Military Intelligence Service
Belated recognition is nothing new for these veterans. The Military Intelligence Service (the MIS) continues to grow in stature and respect as more becomes widely known about the secret operations involving Japanese speakers, principally Nisei, who served throughout the Pacific theater as translators, interpreters, often guides, and occasionally infantryman. Credited with the shortening the war in the Pacific at least two years, the MIS achievements at the tactical, operational, and strategic level may be without equal for any comparable unit, but still few know:

There are literally thousands of these stories – some known and recorded, some known and not recorded, others known but to God. Such is it with these intrepid men who were parceled throught the Pacific from the Aleutians to Japan and all the islands in between, with the Army, Marines, the British, Chinese, Australians, and New Zealanders. Finally, in 2000 the MIS received only a small part of its true recognition with the award of the Presidential Unit Citation, some 50 years late.

1399th Engineer Battalion
Among the names we honor are those of the 1399th Engineer Battalion. Formed in Hawaii in April 1944, they worked tirelessly to bolster the defenses and enhance the capabilities of Oahu to support the major forces preparing for the struggle in the Pacific Theater. General MacArthur twice asked for the 1399th by name because of their reputation for tireless effort and unmatched results. Both times the Battalion was held on Oahu because of the higher priority. Disappointed but not disheartened, the 1399th continued to demonstrate the devotion to duty and commitment to the task at hand. Today, on Oahu, their work is still evident and functioning, a testimony to these remarkable tradition of the Nisei soldier to accomplish any task given.

The 522nd Field Artillery Battalion with its automatic artillery, but yet among the first to liberate the camps of Dachau; they brought compassion and comfort to scenes of unimaginable inhumanity.

The 232nd Combat Engineer Battalion earning a Presidential Unit Citation for its incredible feats of combat engineering in the most horrific of situations.

There is not enough time…

Legacy
But the legacy remains, for both the soldier and the citizen.

Soldier
By their actions, the Nisei soldiers and their units have left a legacy that defines the values of the profession of arms.

The Army as an institution has adopted seven values as the bedrock, the non-negotiables, of the American Soldier. These values were carefully selected and are those which have defined the essence of the Army in its past and provide the moral azimuth for its future. These Values are: Loyalty, Duty, Respect, Selfless Service, Honor, Integrity, Courage. What units, what individuals better exemplify these virtues than those we commemorate today?

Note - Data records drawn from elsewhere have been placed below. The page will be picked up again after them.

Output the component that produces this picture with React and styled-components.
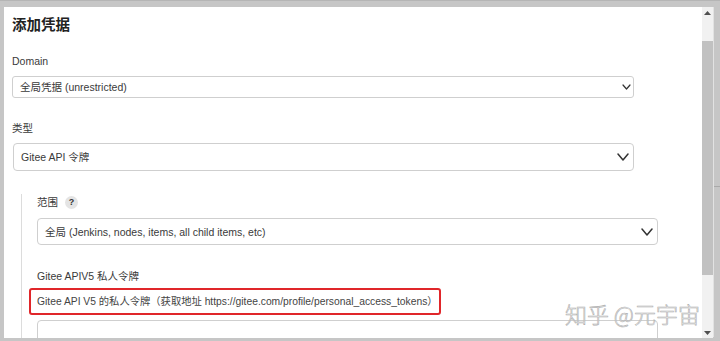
import React from 'react';
import styled, {createGlobalStyle} from "styled-components";

const GlobalStyle = createGlobalStyle`
  html, body {
    margin: 0;
    padding: 0;
    background: #c4c4c4;
  }
  body {
    font-family: "Liberation Sans", "Noto Sans CJK SC", sans-serif;
    color: #333;
  }
  * {
    box-sizing: border-box;
  }
`;

const Chevron = ({size}) => {
    const w = size === 'small' ? 7 : 10;
    const h = size === 'small' ? 4 : 6;
    return (
        <ChevronSvg width={w + 2} height={h + 2} viewBox={`0 0 ${w + 2} ${h + 2}`}>
            <polyline points={`1,1 ${w / 2 + 1},${h + 1} ${w + 1},1`} fill="none" stroke="#333"
                      strokeWidth={size === 'small' ? 1.2 : 1.5} strokeLinecap="round" strokeLinejoin="round"/>
        </ChevronSvg>
    );
};

const Select = ({children, height, width, size, offset}) => (
    <SelectBox $height={height} $width={width} $offset={offset}>
        <SelectText>{children}</SelectText>
        <ArrowSlot $small={size === 'small'}>
            <Chevron size={size}/>
        </ArrowSlot>
    </SelectBox>
);

const App = () => {
    return (
        <>
            <GlobalStyle/>
            <Frame>
                <Window>
                    <Content>
                        <Title>添加凭据</Title>

                        <Label $top={19}>Domain</Label>
                        <Select height={22} width={622} size="small">全局凭据 (unrestricted)</Select>

                        <Label $top={23}>类型</Label>
                        <Select height={28} width={621} offset={1}>Gitee API 令牌</Select>

                        <Section>
                            <LabelRow>
                                <InlineLabel>范围</InlineLabel>
                                <HelpBadge>?</HelpBadge>
                            </LabelRow>
                            <Select height={27} width={621}>全局 (Jenkins, nodes, items, all child items, etc)</Select>

                            <Label $top={24}>Gitee APIV5 私人令牌</Label>
                            <Description>
                                Gitee API V5 的私人令牌（获取地址 https://gitee.com/profile/personal_access_tokens）
                            </Description>
                            <TextArea/>
                        </Section>

                        <Watermark>知乎 @元宇宙</Watermark>
                    </Content>
                    <Scrollbar>
                        <ScrollArrow>
                            <svg width="7" height="4" viewBox="0 0 7 4"><polygon points="0,4 3.5,0 7,4" fill="#505050"/></svg>
                        </ScrollArrow>
                        <Track>
                            <Thumb/>
                        </Track>
                        <ScrollArrow>
                            <svg width="7" height="4" viewBox="0 0 7 4"><polygon points="0,0 3.5,4 7,0" fill="#505050"/></svg>
                        </ScrollArrow>
                    </Scrollbar>
                </Window>
                <SideStrip>
                    <StripLine/>
                </SideStrip>
            </Frame>
        </>
    );
};

const Frame = styled.div`
  height: 341px;
  width: 720px;
  padding: 6px 0 4px 4px;
  display: flex;
  background: #c6c6c6;
  border-top: 1px solid #b5b5b5;
`;

const Window = styled.div`
  flex: 0 0 709px;
  height: 331px;
  display: flex;
  background: #fff;
  overflow: hidden;
`;

const SideStrip = styled.div`
  flex: 1;
  border-left: 1px solid #e2e2e2;
  padding-top: 179px;
`;

const StripLine = styled.div`
  height: 1px;
  background: #a9a9a9;
`;

const Content = styled.div`
  flex: 1;
  position: relative;
  overflow: hidden;
  padding: 8px 0 0 8px;
`;

const Title = styled.h2`
  margin: 0;
  font-size: 14.5px;
  line-height: 20px;
  font-weight: bold;
  color: #222;
`;

const Label = styled.div`
  margin-top: ${p => p.$top}px;
  margin-bottom: 8px;
  font-size: 10.5px;
  line-height: 14px;
  color: #3a3a3a;
`;

const LabelRow = styled.div`
  display: flex;
  align-items: center;
  gap: 7px;
  height: 14px;
  margin-bottom: 9px;
`;

const InlineLabel = styled.span`
  font-size: 10.5px;
  line-height: 14px;
  color: #3a3a3a;
`;

const HelpBadge = styled.span`
  width: 13px;
  height: 13px;
  border-radius: 50%;
  background: #e4e4e4;
  color: #333;
  font-size: 9px;
  font-weight: bold;
  display: flex;
  align-items: center;
  justify-content: center;
  line-height: 1;
`;

const SelectBox = styled.div`
  width: ${p => p.$width}px;
  height: ${p => p.$height}px;
  margin-left: ${p => p.$offset || 0}px;
  border: 1px solid #cfcfcf;
  border-radius: ${p => p.$height > 24 ? 4 : 3}px;
  display: flex;
  align-items: center;
  padding-left: 7px;
  background: #fff;
`;

const SelectText = styled.span`
  flex: 1;
  font-size: 10.5px;
  line-height: 14px;
  color: #3a3a3a;
  white-space: nowrap;
`;

const ArrowSlot = styled.span`
  width: ${p => p.$small ? 14 : 20}px;
  display: flex;
  justify-content: center;
  align-items: center;
`;

const ChevronSvg = styled.svg`
  display: block;
`;

const Section = styled.div`
  margin-top: 23px;
  margin-left: 9px;
  padding: 1px 0 0 15px;
  border-left: 1px solid #dcdcdc;
  min-height: 200px;
`;

const Description = styled.div`
  display: inline-block;
  margin: -7px 0 0 -8px;
  height: 27px;
  width: 412px;
  padding: 0 6px;
  border: 2px solid #e0262a;
  border-radius: 3px;
  font-size: 10.3px;
  line-height: 23px;
  color: #444;
  white-space: nowrap;
`;

const TextArea = styled.div`
  margin-top: 5px;
  width: 621px;
  height: 80px;
  border: 1px solid #cfcfcf;
  border-radius: 4px;
`;

const Watermark = styled.div`
  position: absolute;
  left: 561px;
  top: 294px;
  font-size: 22px;
  line-height: 24px;
  color: rgba(255, 255, 255, 0.75);
  -webkit-text-stroke: 0.6px #acacac;
  white-space: nowrap;
  font-family: "Noto Sans CJK SC", sans-serif;
  font-weight: 300;
`;

const Scrollbar = styled.div`
  flex: 0 0 11px;
  display: flex;
  flex-direction: column;
  background: #f1f1f1;
`;

const ScrollArrow = styled.div`
  height: 11px;
  display: flex;
  align-items: center;
  justify-content: center;
`;

const Track = styled.div`
  flex: 1;
  display: flex;
  flex-direction: column;
  padding: 23px 0 52px;
`;

const Thumb = styled.div`
  flex: 1;
  background: #c1c1c1;
`;

export default App;
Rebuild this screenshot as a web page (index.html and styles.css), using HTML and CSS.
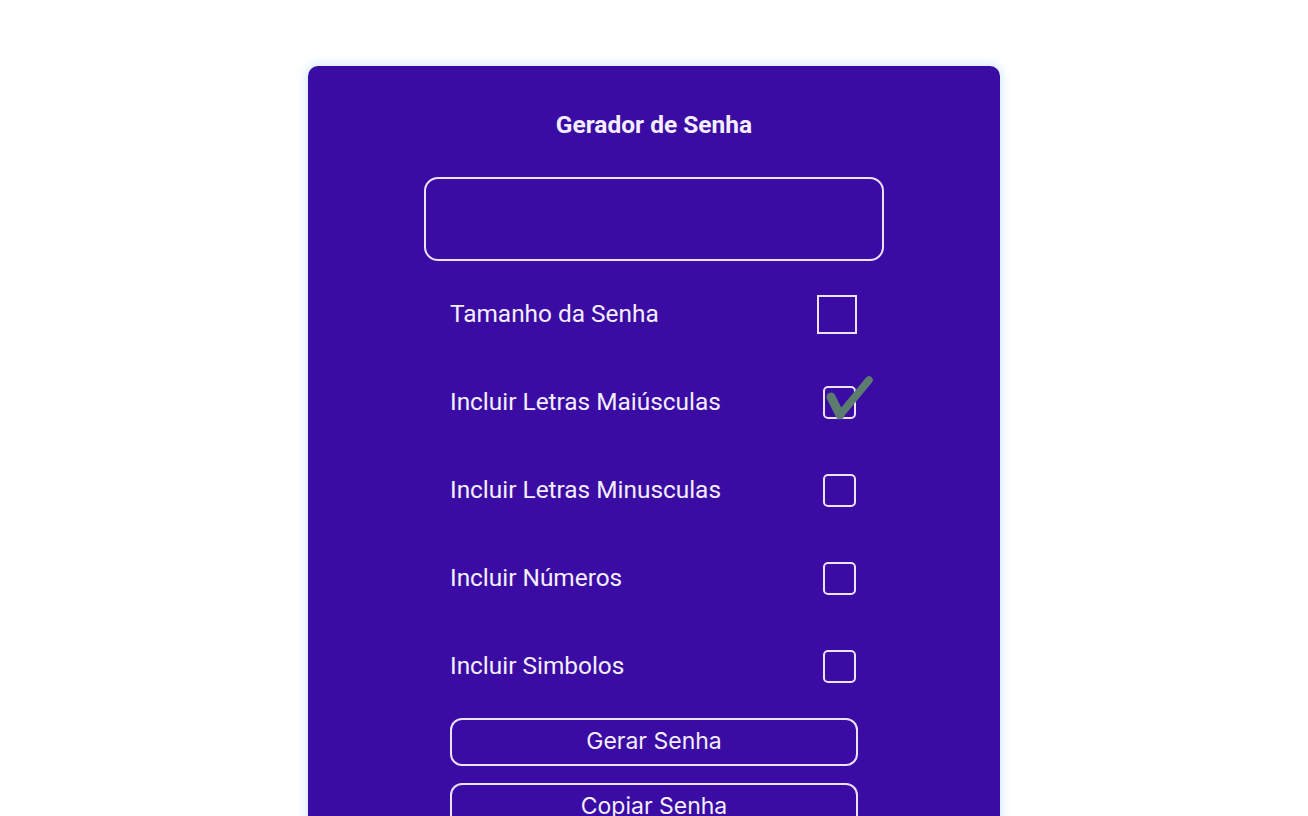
FILE: index.html
```html
<!DOCTYPE html>
<html lang="pt-BR">
<head>
<meta charset="utf-8">
<title>Gerador de Senha</title>
<link rel="stylesheet" href="styles.css">
</head>
<body>
<main class="card">
  <h1 class="title">Gerador de Senha</h1>
  <div class="output"></div>
  <div class="options">
    <label class="row">
      <span class="label">Tamanho da Senha</span>
      <span class="numbox"></span>
    </label>
    <label class="row">
      <span class="label">Incluir Letras Maiúsculas</span>
      <span class="check checked">
        <svg class="tick" viewBox="0 0 52 48" width="52" height="48" aria-hidden="true">
          <path d="M8 23 L17 41" stroke="#5d7c70" stroke-width="9" stroke-linecap="round" fill="none"/>
          <path d="M17 41 L46 6" stroke="#5d7c70" stroke-width="7.5" stroke-linecap="round" fill="none"/>
        </svg>
      </span>
    </label>
    <label class="row">
      <span class="label">Incluir Letras Minusculas</span>
      <span class="check"></span>
    </label>
    <label class="row">
      <span class="label">Incluir Números</span>
      <span class="check"></span>
    </label>
    <label class="row">
      <span class="label">Incluir Simbolos</span>
      <span class="check"></span>
    </label>
  </div>
  <div class="buttons">
    <button class="btn">Gerar Senha</button>
    <button class="btn">Copiar Senha</button>
  </div>
</main>
</body>
</html>
```

FILE: styles.css
```css
html, body {
  margin: 0;
  padding: 0;
  background: #ffffff;
  overflow: hidden;
}

body {
  font-family: Roboto, "Noto Sans", sans-serif;
}

.card {
  width: 692px;
  margin: 66px auto 0;
  background: #3a0ca3;
  border-radius: 10px;
  box-shadow: 0 0 8px 2px rgba(170, 215, 255, 0.5);
  padding: 44px 0 120px;
  display: flex;
  flex-direction: column;
  align-items: center;
  color: #f4eeff;
}

.title {
  margin: 0;
  font-size: 24.5px;
  line-height: 30px;
  font-weight: 700;
}

.output {
  margin-top: 37px;
  width: 460px;
  height: 84px;
  box-sizing: border-box;
  border: 2px solid #ece2ff;
  border-radius: 14px;
}

.options {
  margin-top: 9px;
  width: 408px;
  display: flex;
  flex-direction: column;
}

.row {
  height: 88px;
  display: flex;
  align-items: center;
  justify-content: space-between;
}

.label {
  font-size: 24.4px;
  line-height: 28px;
  margin-bottom: 1px;
}

.numbox {
  width: 40px;
  height: 39px;
  box-sizing: border-box;
  border: 2px solid #ece2ff;
  margin-right: 1px;
}

.check {
  position: relative;
  width: 33px;
  height: 33px;
  box-sizing: border-box;
  border: 2px solid #ece2ff;
  border-radius: 5px;
  margin-right: 2px;
}

.tick {
  position: absolute;
  left: -2px;
  top: -14px;
}

.buttons {
  margin-top: 8px;
  width: 408px;
  display: flex;
  flex-direction: column;
  gap: 17px;
}

.btn {
  height: 48px;
  box-sizing: border-box;
  background: transparent;
  border: 2px solid #ece2ff;
  border-radius: 12px;
  color: #f4eeff;
  font-family: Inter, "Noto Sans", sans-serif;
  font-size: 23px;
  padding: 0 0 2px;
}
```
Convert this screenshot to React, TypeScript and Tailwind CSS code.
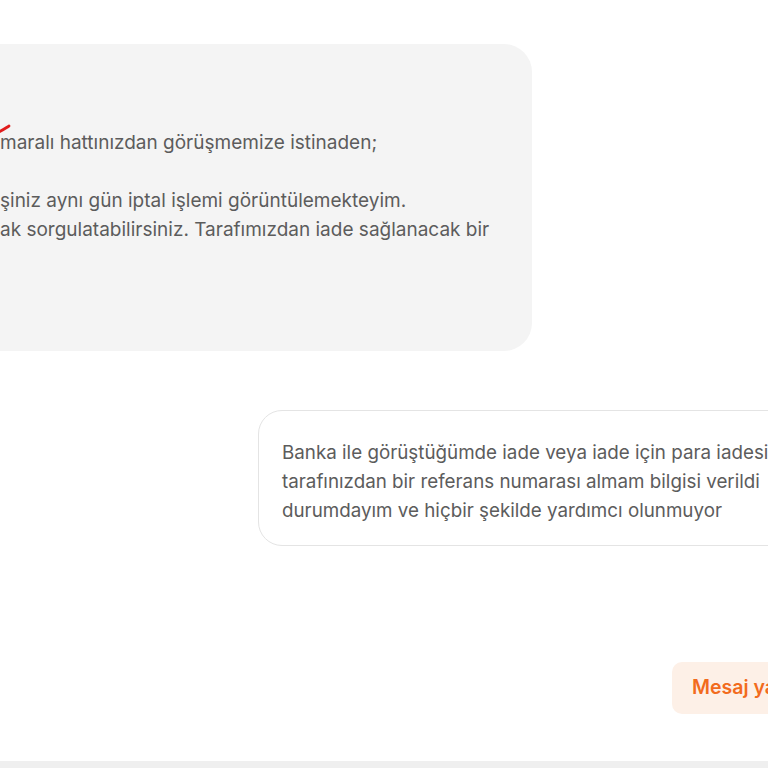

Today, we are again a nation at war. We pray for the safety and success of those who now wear the uniform and follow in the tradition preserved and passed to them by their predecessors. Though the weapons and equipment, and in many cases the tactics, have changed, the values which they carry have not. They are your values, the values demonstrated so dramatically by the Nisei soldier regardless of mission.

Citizen
For our nation at large, the legacy is one of fortitude and forgiveness – the fortitude to persevere in the most dire of circumstances. Anzio, Amache, Hill 140, Heart Mountain, Monte Cassino, Manzanar, Mount Belvedere, Minidoka… Guadalcanal, Kiska, Saipan, Okinawa, Bruyeres…and Tule Lake, Poston, Topaz, Rohwer, Jerome…names that invoke memories of sacrifice, courage in all its forms, and the strength of a shared commitment through it all to make the country better than it might have been and perhaps even better than it thought it could be.

And, also forgiveness – the forgiveness displayed by the willingness to set aside bitterness and anger toward a nation who doubted their loyalty, and upon return from the battlefields, to help elevate the nation to an even higher plane.

Closing
Last Monday, like many of you, I attended Memorial Day services. For me, it was at the National Memorial Cemetery of the Pacific, the Punchbowl. Knowing I would be here later in the week, I went again to the section where so many of your buddies are at rest. The “summer storms and autumn gales” extracted a terrible price. Mikio Hasemoto, Robert Kuroda, Shinyei Nakamine with their MOH flags above their gravesite…about them much is known and written. Nearby, there are PFCs Nishimura, Kubokawa, Takubo, Tomikawa, and so many others whose deeds are lesser known but no less valued. At one corner of the Section, near to the ground, is a plaque that reads:

In October 1944
The 442nd wrote the word
“Liberty”
With their blood
Biffontaine Remembers
March 24-28, 1993

And so does this nation. This Monument reminds us and those who will follow us to recall again just how much those we honor here gave to the nation, not only to preserve liberty but to insure that the blessings of liberty are equally shared by all citizens.

This nation is one of many blessings. Those we honor today, the Nisei Veterans, and by poignant extension, their families, have blessed the nation and its successive generations with both service and example. They, you are at once reminders of our darker nature and of our nobler selves. Great nations, this great nation, must always guard against the former and seek the latter.

We owe them, and you present, a debt that only grows in interest and that can never be repaid. However, we can honor their, your legacy by never failing to show our gratitude when possible, and to follow your example…always.

In that spirit, to all those present who represent all whose names are inscribed there upon,
thank you…for who you are, for what you have done, and for what you have imparted to our nation. We must always do our best to live up to what you expect us to be.

May God bless you and your service, and God bless America.